Implicit finite element schemes are developed for the stationary compressible Euler equations
and extended to a two-fluid model that describes the flow of an inviscid gas carrying a suspension
of solid particles.
Due to the lack of diffusive terms, the standard Galerkin discretization is potentially unstable
and oscillatory. Therefore, the discretization of inviscid fluxes is performed using a
high-resolution finite element scheme based on algebraic flux correction. The artificial diffusion
operator is constructed on the algebraic level and fitted to the local solution behavior using a
multidimensional flux limiter of TVD type.
The numerical treatment of the boundary conditions for the Euler equations relies on a characteristic
decomposition into incoming and outgoing waves. To avoid stability restrictions and
severe convergence problems, characteristic boundary conditions of weak Neumann-type are
imposed. The fluxes that appear in the boundary integrals of the weak formulation are computed
using an approximate or exact Riemann solver, which avoids unphysical boundary states
particularly at the early stage of a simulation. Since the fully coupled two-fluid model lacks
hyperbolicity, Neumann-type boundary conditions are prescribed separately for each phase.
Special care is taken on solid wall boundaries, where standard techniques developed for the gas
phase do not prevent the particles from penetrating the wall. To enforce the free-slip condition,
a penalty term is added to the momentum equations for both phases. The weak form of
boundary conditions is shown to be very accurate and to exhibit far superior robustness and
convergence compared to its strong counterpart.
Special emphasis is laid on the efficient computation of steady-state solutions in a wide range
of Mach numbers. The stationary system is solved either by a (pseudo) time stepping method
or using a Newton-like approach. To avoid computationally expensive nonlinear iterations in
every pseudo time step a semi-implicit formulation of the backward Euler method is derived
by a time-lagged linearization of the residual. The original Jacobian is replaced by a low-order
approximation. For infinite CFL numbers, a Newton-like method is obtained. The high performance
of the nonlinear solver and its ability to handle large CFL numbers are demonstrated.
Strong numerical evidence of unconditional stability is presented. In particular, it is shown that
the nonlinear convergence rates do not deteriorate when the CFL number exceeds a certain upper
bound. Steady-state solutions are always achieved, although limiters of the employed family
are commonly believed to inhibit convergence. In spite of additional nonlinearities due to the
algebraic source terms, the two-fluid model solver is shown to possess most of the properties of
its single-phase counterpart.
The two-fluid model of compressible multiphase flows contains algebraic source terms which
introduce a two-way coupling. In most codes, these terms are included using fractional-step
algorithms based on operator splitting. This approach has an adverse effect on convergence to
steady-state and gives rise to a restrictive CFL upper bound. Enhanced robustness and convergence
are obtained with a fully coupled iterative solver where the algebraic source terms are
incorporated into the preconditioner and operator splitting is avoided. The numerical results
to be presented illustrate the advantages of the proposed solution strategy.

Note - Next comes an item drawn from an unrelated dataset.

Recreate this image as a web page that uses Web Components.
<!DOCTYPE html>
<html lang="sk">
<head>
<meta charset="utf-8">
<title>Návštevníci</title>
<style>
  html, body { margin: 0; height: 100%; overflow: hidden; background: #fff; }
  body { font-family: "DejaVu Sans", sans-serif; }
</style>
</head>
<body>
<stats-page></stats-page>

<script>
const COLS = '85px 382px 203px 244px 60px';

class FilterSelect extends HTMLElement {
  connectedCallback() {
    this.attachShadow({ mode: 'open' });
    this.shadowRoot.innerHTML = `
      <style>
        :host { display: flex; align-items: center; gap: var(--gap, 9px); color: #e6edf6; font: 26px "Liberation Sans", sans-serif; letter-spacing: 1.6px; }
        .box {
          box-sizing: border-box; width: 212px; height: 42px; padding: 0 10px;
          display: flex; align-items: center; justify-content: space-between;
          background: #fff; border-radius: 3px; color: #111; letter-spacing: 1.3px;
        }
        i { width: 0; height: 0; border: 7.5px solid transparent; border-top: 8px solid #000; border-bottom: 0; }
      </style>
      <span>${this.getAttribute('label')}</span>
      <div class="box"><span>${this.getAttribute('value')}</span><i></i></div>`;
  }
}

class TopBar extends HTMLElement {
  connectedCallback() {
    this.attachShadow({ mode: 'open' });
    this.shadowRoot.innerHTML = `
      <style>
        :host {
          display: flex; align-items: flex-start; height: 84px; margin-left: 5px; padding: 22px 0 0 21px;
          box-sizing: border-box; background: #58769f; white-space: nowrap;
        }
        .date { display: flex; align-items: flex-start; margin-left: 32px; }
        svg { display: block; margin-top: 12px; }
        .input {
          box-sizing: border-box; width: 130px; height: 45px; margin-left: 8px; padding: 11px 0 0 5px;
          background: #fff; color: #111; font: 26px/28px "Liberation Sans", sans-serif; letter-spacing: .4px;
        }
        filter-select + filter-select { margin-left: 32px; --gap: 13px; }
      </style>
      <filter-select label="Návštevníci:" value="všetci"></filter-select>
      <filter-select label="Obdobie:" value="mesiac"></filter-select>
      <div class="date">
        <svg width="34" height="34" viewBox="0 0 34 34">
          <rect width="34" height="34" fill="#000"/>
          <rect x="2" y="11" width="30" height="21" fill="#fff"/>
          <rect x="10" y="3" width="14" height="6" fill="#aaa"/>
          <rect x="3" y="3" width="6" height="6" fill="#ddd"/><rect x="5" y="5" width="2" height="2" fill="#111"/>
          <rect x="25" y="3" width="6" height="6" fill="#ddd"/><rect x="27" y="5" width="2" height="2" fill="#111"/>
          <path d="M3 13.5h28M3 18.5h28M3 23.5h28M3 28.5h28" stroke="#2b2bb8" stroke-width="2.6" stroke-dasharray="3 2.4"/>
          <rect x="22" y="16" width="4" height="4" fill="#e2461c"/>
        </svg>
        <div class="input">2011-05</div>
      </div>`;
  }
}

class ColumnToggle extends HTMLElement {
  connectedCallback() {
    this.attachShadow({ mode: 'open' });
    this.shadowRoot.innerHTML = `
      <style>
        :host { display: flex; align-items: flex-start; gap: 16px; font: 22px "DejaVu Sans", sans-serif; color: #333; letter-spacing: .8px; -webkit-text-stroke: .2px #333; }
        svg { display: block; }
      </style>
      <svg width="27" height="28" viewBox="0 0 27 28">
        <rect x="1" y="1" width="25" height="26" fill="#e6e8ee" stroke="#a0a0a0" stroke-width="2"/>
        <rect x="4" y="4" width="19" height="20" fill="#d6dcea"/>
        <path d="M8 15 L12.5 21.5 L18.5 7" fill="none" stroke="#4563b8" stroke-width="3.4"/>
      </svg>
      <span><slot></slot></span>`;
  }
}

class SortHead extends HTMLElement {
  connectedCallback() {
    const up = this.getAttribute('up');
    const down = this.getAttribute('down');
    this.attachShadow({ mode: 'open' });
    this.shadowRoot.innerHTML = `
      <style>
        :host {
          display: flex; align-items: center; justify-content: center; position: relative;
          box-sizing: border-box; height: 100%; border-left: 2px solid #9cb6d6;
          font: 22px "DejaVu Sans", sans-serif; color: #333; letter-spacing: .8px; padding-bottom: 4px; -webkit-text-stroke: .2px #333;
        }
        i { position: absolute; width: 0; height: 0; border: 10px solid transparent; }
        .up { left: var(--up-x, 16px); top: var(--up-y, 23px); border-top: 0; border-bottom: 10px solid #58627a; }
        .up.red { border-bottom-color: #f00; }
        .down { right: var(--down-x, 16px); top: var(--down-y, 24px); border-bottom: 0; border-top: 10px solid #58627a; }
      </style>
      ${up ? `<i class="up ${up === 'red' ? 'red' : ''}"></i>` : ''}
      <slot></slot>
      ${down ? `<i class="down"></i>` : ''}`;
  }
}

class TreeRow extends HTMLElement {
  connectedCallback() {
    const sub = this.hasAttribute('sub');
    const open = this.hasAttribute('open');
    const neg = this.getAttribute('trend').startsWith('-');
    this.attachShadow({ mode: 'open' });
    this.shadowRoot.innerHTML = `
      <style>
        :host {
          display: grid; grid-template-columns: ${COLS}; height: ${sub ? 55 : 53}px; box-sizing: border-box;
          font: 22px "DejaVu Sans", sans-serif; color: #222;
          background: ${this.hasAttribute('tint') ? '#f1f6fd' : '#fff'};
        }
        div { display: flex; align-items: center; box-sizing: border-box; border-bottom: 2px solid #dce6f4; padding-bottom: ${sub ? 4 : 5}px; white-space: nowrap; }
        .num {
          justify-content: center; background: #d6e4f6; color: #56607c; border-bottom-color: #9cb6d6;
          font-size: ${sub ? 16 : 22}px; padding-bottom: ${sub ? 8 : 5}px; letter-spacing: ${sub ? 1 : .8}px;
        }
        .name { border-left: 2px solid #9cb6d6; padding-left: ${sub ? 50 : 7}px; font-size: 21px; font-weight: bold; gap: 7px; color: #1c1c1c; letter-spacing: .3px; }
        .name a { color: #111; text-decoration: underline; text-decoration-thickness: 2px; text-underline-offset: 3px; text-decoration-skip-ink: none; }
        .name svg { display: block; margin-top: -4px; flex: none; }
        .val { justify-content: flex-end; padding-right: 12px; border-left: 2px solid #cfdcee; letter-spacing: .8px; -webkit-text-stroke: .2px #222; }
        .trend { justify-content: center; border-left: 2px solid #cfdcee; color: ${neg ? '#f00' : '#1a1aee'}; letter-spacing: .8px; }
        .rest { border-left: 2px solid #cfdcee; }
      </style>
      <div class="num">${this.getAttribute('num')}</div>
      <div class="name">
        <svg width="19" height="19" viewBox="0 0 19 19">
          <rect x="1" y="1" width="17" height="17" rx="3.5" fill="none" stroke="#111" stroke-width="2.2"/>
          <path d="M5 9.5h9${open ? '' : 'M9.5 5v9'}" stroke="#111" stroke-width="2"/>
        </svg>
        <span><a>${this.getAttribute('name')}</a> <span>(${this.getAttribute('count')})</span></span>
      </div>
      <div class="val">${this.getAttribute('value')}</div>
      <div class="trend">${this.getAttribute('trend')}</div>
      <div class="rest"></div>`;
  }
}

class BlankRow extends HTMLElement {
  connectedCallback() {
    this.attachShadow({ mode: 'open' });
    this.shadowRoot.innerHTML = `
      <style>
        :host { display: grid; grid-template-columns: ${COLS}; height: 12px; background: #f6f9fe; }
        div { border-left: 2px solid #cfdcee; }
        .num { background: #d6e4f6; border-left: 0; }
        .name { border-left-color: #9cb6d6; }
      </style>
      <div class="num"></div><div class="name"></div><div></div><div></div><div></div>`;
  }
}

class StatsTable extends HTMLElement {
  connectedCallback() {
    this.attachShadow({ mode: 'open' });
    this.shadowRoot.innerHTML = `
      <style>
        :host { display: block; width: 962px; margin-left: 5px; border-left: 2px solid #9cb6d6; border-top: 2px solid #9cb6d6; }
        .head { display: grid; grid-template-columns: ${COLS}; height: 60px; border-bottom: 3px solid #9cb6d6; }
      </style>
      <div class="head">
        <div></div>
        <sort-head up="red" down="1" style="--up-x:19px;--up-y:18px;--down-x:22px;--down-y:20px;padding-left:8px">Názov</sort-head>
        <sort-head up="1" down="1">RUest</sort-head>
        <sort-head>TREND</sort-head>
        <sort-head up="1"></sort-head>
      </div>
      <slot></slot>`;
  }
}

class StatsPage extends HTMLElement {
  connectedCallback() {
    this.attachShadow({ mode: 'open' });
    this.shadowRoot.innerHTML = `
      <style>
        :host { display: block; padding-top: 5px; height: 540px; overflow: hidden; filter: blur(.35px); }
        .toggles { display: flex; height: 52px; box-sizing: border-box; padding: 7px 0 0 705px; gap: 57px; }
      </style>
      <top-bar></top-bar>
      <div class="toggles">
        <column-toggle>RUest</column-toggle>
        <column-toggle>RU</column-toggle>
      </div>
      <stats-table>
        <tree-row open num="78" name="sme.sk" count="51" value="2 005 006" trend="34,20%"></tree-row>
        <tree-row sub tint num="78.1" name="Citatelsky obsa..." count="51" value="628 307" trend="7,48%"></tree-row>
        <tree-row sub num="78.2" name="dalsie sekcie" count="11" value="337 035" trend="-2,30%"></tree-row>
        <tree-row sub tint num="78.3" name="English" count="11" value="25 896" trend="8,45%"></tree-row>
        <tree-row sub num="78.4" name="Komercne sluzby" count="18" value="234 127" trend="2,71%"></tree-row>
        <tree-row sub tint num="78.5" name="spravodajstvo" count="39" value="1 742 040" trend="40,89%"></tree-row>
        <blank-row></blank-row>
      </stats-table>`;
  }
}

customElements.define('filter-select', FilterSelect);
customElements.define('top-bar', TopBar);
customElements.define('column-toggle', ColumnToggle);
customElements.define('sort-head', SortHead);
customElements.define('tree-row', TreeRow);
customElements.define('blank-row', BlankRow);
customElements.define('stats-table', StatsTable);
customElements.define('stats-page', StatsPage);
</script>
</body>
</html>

The practically unconditionally stable finite element solver for the Euler and two-fluid equations
and the achievement of steady-state solutions to the two-fluid model are the main novel
contributions. Another important proposal is the use of Neumann-type boundary conditions
combined with a ghost state Riemann solver, which enables the convergence rates to increase
with increasing CFL numbers. To achieve unconditional stability and convergence for arbitrary
CFL numbers, the inclusion of interfacial transfer terms in an implicit way without using
operator splitting is another important new contribution.